Updated on July 10, 2017

Women are more prone to falling prey to depression than men. That very fact is quite depressing for a woman suffering from depression. Because if one is suffering form this illness , anything and everything can be depressing. That is how depression works. It steals joy from your life. No matter whatever positive happens in your life. Your sense of achievement and good living – all will be hampered. You simply want to end things-your work, your life, whatever there is. In fact knowing the fcat that you are depressed is even more depressing.

Of Course, medicines do help, but they are a temporary solution. Some suggest physical activity but I have heard that even sportsperson suffer from this illness. Eating vegetables and fruits are beneficial for this illness, they say. But I am not quite sure they help.

Counseling, I must say, helps a lot. My personal experience says it is very beneficial in knowing about your own thought processes. I have spoken to experts about depression. I have read about it from magazines, books and what not. I have devised my own ways to deal with it but..

Sometimes when I see others I feel that life has not been fair to me. Because I am not able to enjoy good life as they do. I have blessings but I am not able to appreciate them. There are days when I don’t feel like getting up from bed. I feel reluctant to work , meet people to do any household chores. I feel hopeless about relationships, about love, life, work. I want to destroy , I want to put an end to all that is there. I have goals but I am not able to realize them. I make plans but I barely move forward. Only thoughts and thoughts – all negative.

BUT… there are days when I feel optimistic. There is happiness, love and hope. I work, play and pray.

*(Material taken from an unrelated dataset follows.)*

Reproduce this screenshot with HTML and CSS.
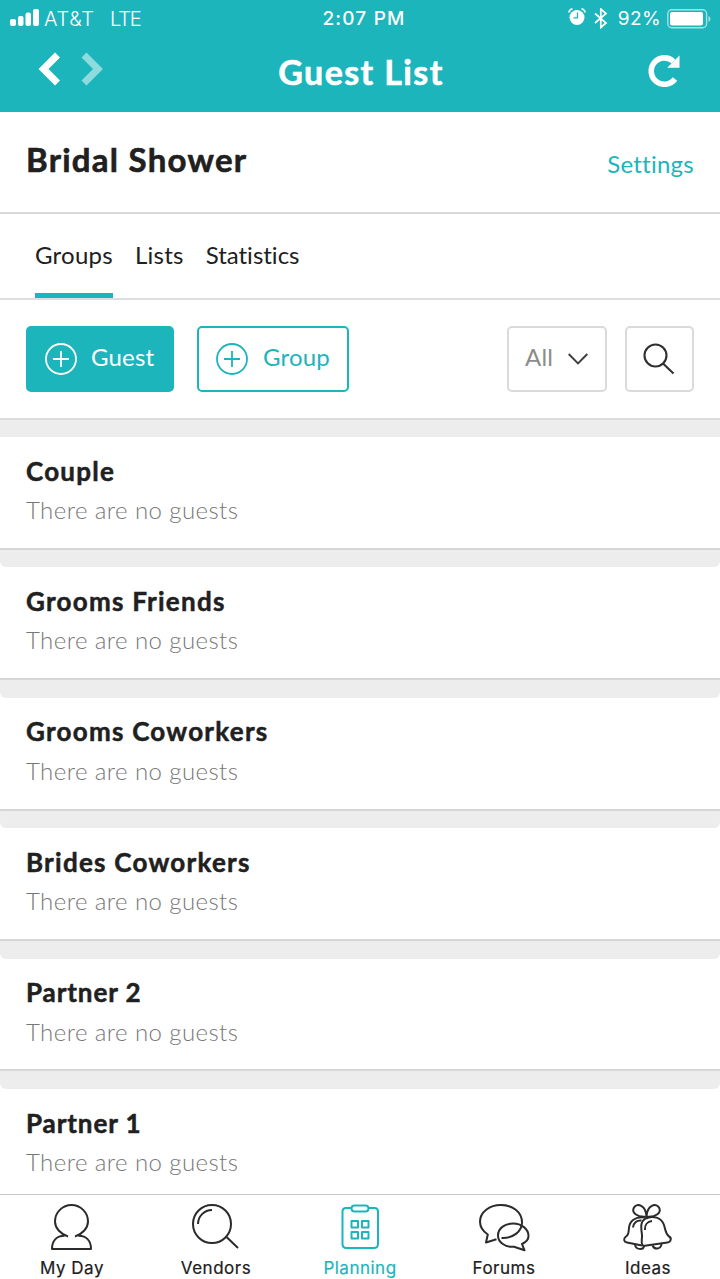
FILE: index.html
```html
<!DOCTYPE html>
<html lang="en">
<head>
<meta charset="utf-8">
<title>Guest List</title>
<link rel="stylesheet" href="styles.css">
</head>
<body>
<div class="app">
  <header class="header">
    <div class="status">
      <div class="status-left">
        <svg class="signal" width="30" height="20" viewBox="0 0 30 20" fill="#fff"><rect x="0" y="11" width="6" height="7" rx="2"/><rect x="8" y="8" width="5.500" height="10" rx="2"/><rect x="15.500" y="4.500" width="5.500" height="13.500" rx="2"/><rect x="23" y="1" width="6" height="17" rx="2"/></svg>
        <span class="carrier">AT&amp;T</span><span class="network">LTE</span>
      </div>
      <span class="time">2:07 PM</span>
      <div class="status-right">
        <svg class="alarm" width="18" height="18" viewBox="0 0 18 18"><circle cx="9" cy="9.500" r="7.500" fill="#fff"/><path d="M.8 4.500Q1.500 1.500 4.500.8M17.200 4.500Q16.500 1.500 13.500.8" stroke="#fff" stroke-width="1.600" fill="none"/><path d="M9.500 4.500v5.300H5.500" stroke="#1cb5bc" stroke-width="1.300" fill="none"/></svg>
        <svg class="bluetooth" width="14" height="21" viewBox="0 0 14 21" fill="none" stroke="#fff" stroke-width="1.700"><path d="M1 5.500l11 9.500-5.200 4.500V1L12 5.500 1 15"/></svg>
        <span class="percent">92%</span>
        <svg class="battery" width="44" height="20" viewBox="0 0 44 20"><rect x=".8" y=".8" width="38.800" height="18" rx="4" fill="none" stroke="#a4e1e3" stroke-width="1.400"/><rect x="3" y="3" width="33" height="13.600" rx="2" fill="#fff"/><path d="M41.500 7v6q2-1 2-3t-2-3z" fill="#a4e1e3"/></svg>
      </div>
    </div>
    <div class="nav">
      <svg class="arrows" width="68" height="36" viewBox="0 0 68 36" fill="none" stroke-width="7"><path d="M20.500 4L6.500 18l14 14" stroke="#fff"/><path d="M47 4L61 18 47 32" stroke="#8edbde"/></svg>
      <h1 class="nav-title">Guest List</h1>
      <svg class="reload" width="34" height="34" viewBox="0 0 34 34"><path d="M28 25A13.200 13.200 0 1 1 26.500 7.500" fill="none" stroke="#fff" stroke-width="5.600"/><path d="M32.500 1.500v12.300H20.200z" fill="#fff"/></svg>
    </div>
  </header>

  <section class="event">
    <h2 class="event-name">Bridal Shower</h2>
    <a class="settings">Settings</a>
  </section>

  <nav class="tabs">
    <a class="tab active">Groups</a>
    <a class="tab">Lists</a>
    <a class="tab">Statistics</a>
  </nav>

  <section class="tools">
    <button class="btn btn-guest"><svg width="32" height="32" viewBox="0 0 32 32" fill="none" stroke="currentColor" stroke-width="1.800"><circle cx="16" cy="16" r="15"/><path d="M16 8v16M8 16h16"/></svg><span>Guest</span></button>
    <button class="btn btn-group"><svg width="32" height="32" viewBox="0 0 32 32" fill="none" stroke="currentColor" stroke-width="1.800"><circle cx="16" cy="16" r="15"/><path d="M16 8v16M8 16h16"/></svg><span>Group</span></button>
    <button class="btn btn-all"><span>All</span><svg width="20" height="12" viewBox="0 0 20 12" fill="none" stroke="#3c3c3c" stroke-width="1.900"><path d="M.7 1L10 10.300 19.300 1"/></svg></button>
    <button class="btn btn-search"><svg width="32" height="32" viewBox="0 0 32 32" fill="none" stroke="#303030" stroke-width="2.100"><circle cx="12.500" cy="12.500" r="11"/><path d="M20 20.500L30.500 30.500"/></svg></button>
  </section>

  <main class="list">
    <article class="card"><h3>Couple</h3><p>There are no guests</p></article>
    <article class="card"><h3>Grooms Friends</h3><p>There are no guests</p></article>
    <article class="card"><h3>Grooms Coworkers</h3><p>There are no guests</p></article>
    <article class="card"><h3>Brides Coworkers</h3><p>There are no guests</p></article>
    <article class="card numbered"><h3>Partner 2</h3><p>There are no guests</p></article>
    <article class="card numbered"><h3>Partner 1</h3><p>There are no guests</p></article>
  </main>

  <footer class="tabbar">
    <a class="item"><svg width="52" height="50" viewBox="0 0 52 50"><path d="M22 33.500C14.500 31 9 25 9 18.500a16.500 16.500 0 0 1 33 0C42 25 36.500 31 29 33.500M18.500 32.800C10.500 33 6 38 6 46h39c0-8-4.500-13-12.500-13.200"/></svg><span>My Day</span></a>
    <a class="item"><svg width="52" height="50" viewBox="0 0 52 50"><circle cx="22" cy="21" r="19"/><path d="M8 21A14 14 0 0 1 22 7M36 33.500L48 45"/></svg><span>Vendors</span></a>
    <a class="item current"><svg width="52" height="50" viewBox="0 0 52 50"><path d="M17.500 5H12q-3.500 0-3.500 3.500v32.500q0 4 4 4h27.500q4 0 4-4V8.500q0-3.500-3.500-3.500h-6"/><rect x="17.500" y="2.500" width="17" height="6" rx="3"/><path d="M17.500 18h6.500v6.500h-6.500zM28 18h6.500v6.500h-6.500zM17.500 29h6.500v6.500h-6.500zM28 29h6.500v6.500h-6.500z"/></svg><span>Planning</span></a>
    <a class="item"><svg width="52" height="50" viewBox="0 0 52 50"><path d="M18.500 36.200L8 39.500 9.800 31.500C4.500 28 2 23.500 2 18.500 2 9 11.500 2 23 2s21 7 21 17.500C44 28 35.500 35.500 23.500 35"/><path d="M44 41l2.500 6.300L36 43.800C27.500 44.500 20 39.500 20 32.500 20 25.500 26.500 20.500 35 20.500s15.500 5.500 15.500 12.500q0 5-6.500 8z"/></svg><span>Forums</span></a>
    <a class="item bells"><svg width="52" height="50" viewBox="0 0 52 50"><path d="M25.500 13.500C16 14.500 10 9.500 13 4.500s12-2.500 12.500 9c.5-11.500 9.500-14 12.500-9s-3 10-12.500 9z"/><path d="M22 43C19 39 21.500 36.500 21 32 20 24 19 19 24.500 15.500 32 12 40.500 14.500 43 22c2 6.500 1.500 9 5 11.500 3 1.500 2 5.500-1.500 6L22 43"/><path d="M23.500 14.500C14 13.500 8.500 18 8 25c-.5 6-1 7.500-3.500 9-2.500 2-1.500 5 1.500 5.500L21 42.500M12 24.500c.5-5 4-7.500 8.500-7M24 27c-.5-5 2.500-8.500 7-9M14 41.500q.5 4.500 5.500 4.500 3 0 3.500-3M31.500 42.500q1.500 3.500 5 3 3.500-.5 4-4.500"/></svg><span>Ideas</span></a>
  </footer>
</div>
</body>
</html>
```
FILE: styles.css
```css
* { box-sizing: border-box; }
body { margin: 0; background: #fff; font-family: Lato, "Liberation Sans", sans-serif; font-variant-ligatures: none; color: #202020; }
h1, h2, h3, p { margin: 0; }
svg { display: block; flex: none; }
.app { width: 720px; height: 1279px; overflow: hidden; display: flex; flex-direction: column; background: #fff; }

.header { height: 111.500px; flex: none; background: #1cb5bc; color: #fff; }
.status { height: 37px; display: grid; grid-template-columns: 1fr auto 1fr; align-items: center; padding: 0 9px 0 10px; font-family: Inter, sans-serif; font-size: 19px; line-height: 24px; }
.status-left, .status-right { display: flex; align-items: center; }
.signal { margin-right: 4px; margin-top: -2px; }
.carrier { width: 66px; font-size: 20px; letter-spacing: 0.7px; font-weight: 300; }
.network { font-size: 20px; letter-spacing: -1.2px; font-weight: 300; }
.time { font-weight: 500; letter-spacing: 1.2px; margin-left: 7px; }
.status-right { justify-content: flex-end; }
.alarm { margin-right: 8px; margin-top: -3px; }
.bluetooth { margin-right: 10px; }
.percent { margin-right: 6px; letter-spacing: 0.4px; }
.nav { height: 74px; display: grid; grid-template-columns: 1fr auto 1fr; padding: 0 39px 0 37px; }
.arrows { margin-top: 14px; }
.nav-title { font-size: 34px; line-height: 70px; font-weight: 700; letter-spacing: 1.400px; -webkit-text-stroke: 0.6px; margin-left: 4px; }
.reload { margin-top: 17px; justify-self: end; }

.event { height: 102.500px; flex: none; border-bottom: 2px solid #d9d9d9; display: flex; justify-content: space-between; padding: 0 26px; }
.event-name { font-size: 33px; line-height: 95px; font-weight: 700; letter-spacing: 1.250px; -webkit-text-stroke: 0.6px; }
.settings { font-size: 24px; line-height: 104px; color: #1cb5bc; letter-spacing: 0.25px; }

.tabs { height: 86px; flex: none; display: flex; gap: 22px; padding-left: 35px; border-bottom: 2px solid #dedede; font-size: 24px; line-height: 81px; letter-spacing: 0.25px; }
.tab { height: 84px; }
.active { border-bottom: 5px solid #1cb5bc; }
.tab:last-child { letter-spacing: 0; }

.tools { height: 119.500px; flex: none; display: flex; padding: 25.500px 26px 0; border-bottom: 2px solid #dcdcdc; }
.btn { height: 66px; border: 2px solid #dadada; border-radius: 5px; background: #fff; display: flex; align-items: center; font-family: inherit; font-size: 24px; line-height: 30px; padding: 0 17px; letter-spacing: 0.2px; }
.btn span { margin-top: -3px; }
.btn-guest { width: 148px; background: #1cb5bc; border-color: #1cb5bc; color: #fff; gap: 14px; margin-right: 23px; }
.btn-group { width: 152px; border-color: #1cb5bc; color: #1cb5bc; gap: 15px; }
.btn-all { width: 100px; color: #8c8c8c; margin-left: auto; margin-right: 18px; justify-content: space-between; padding: 0 17px 0 16px; }
.btn-search { width: 69px; padding: 0 2px 0 0; justify-content: center; }

.list { flex: 1; min-height: 0; overflow: hidden; }
.card { height: 130.400px; border-bottom: 2px solid #d6d6d6; padding: 0 26px; }
.card::before { content: ""; display: block; height: 17.500px; margin: 0 -26px 15.700px; background: #ededed; border-radius: 0 0 6px 6px; }
.card:first-child::before { border-radius: 0; }
.card h3 { font-size: 26px; line-height: 36px; font-weight: 700; letter-spacing: 1.250px; -webkit-text-stroke: 0.5px; }
.numbered h3 { letter-spacing: 0.900px; }
.card p { font-size: 24px; line-height: 36px; margin-top: 3.300px; font-weight: 300; color: #777; letter-spacing: 0.42px; }

.tabbar { height: 85px; flex: none; border-top: 1px solid #c6c6c6; background: #fff; display: grid; grid-template-columns: repeat(5, 144px); font-family: Inter, sans-serif; font-size: 17px; letter-spacing: 0.500px; -webkit-text-stroke: 0.2px; }
.item { display: flex; flex-direction: column; align-items: center; padding-top: 8px; }
.item svg { fill: none; stroke: #2b2b2b; stroke-width: 2; stroke-linejoin: round; }
.item span { line-height: 24px; margin-top: 3px; }
.current { color: #1cb5bc; }
.current svg { stroke: #1cb5bc; }
.bells svg { margin-left: -2px; }
```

I am thankful .. for a few days and I go back to it again. It is a part of me, I have realized that. Depression happens to me quite frequently, I was aware of this. Now I have accepted it. I somehow manage to get through it. The “ somehow” is the way I live. I live with the fact that life is different for me from what it is for others. Though it is same sometimes.

And then sometimes I think of others who live the so called “normal life”. I envy them yet I am also aware of the fact that many people are not as fortunate as I am. Yet they live their life with an indomitable zeal. So Depression is about ME. It is not about the situations or the problems in MY LIFE. It is a problem inside my head. Otherwise, the world is beautiful. There are people facing bitter challenges in their life, yet, they laugh. They laugh their heart out. That is the lesson depression has taught me. Wherever you go , whenever you get a chance, do not just smile, LAUGH OUT !!

Laugh as if there will never be a depressive moment again.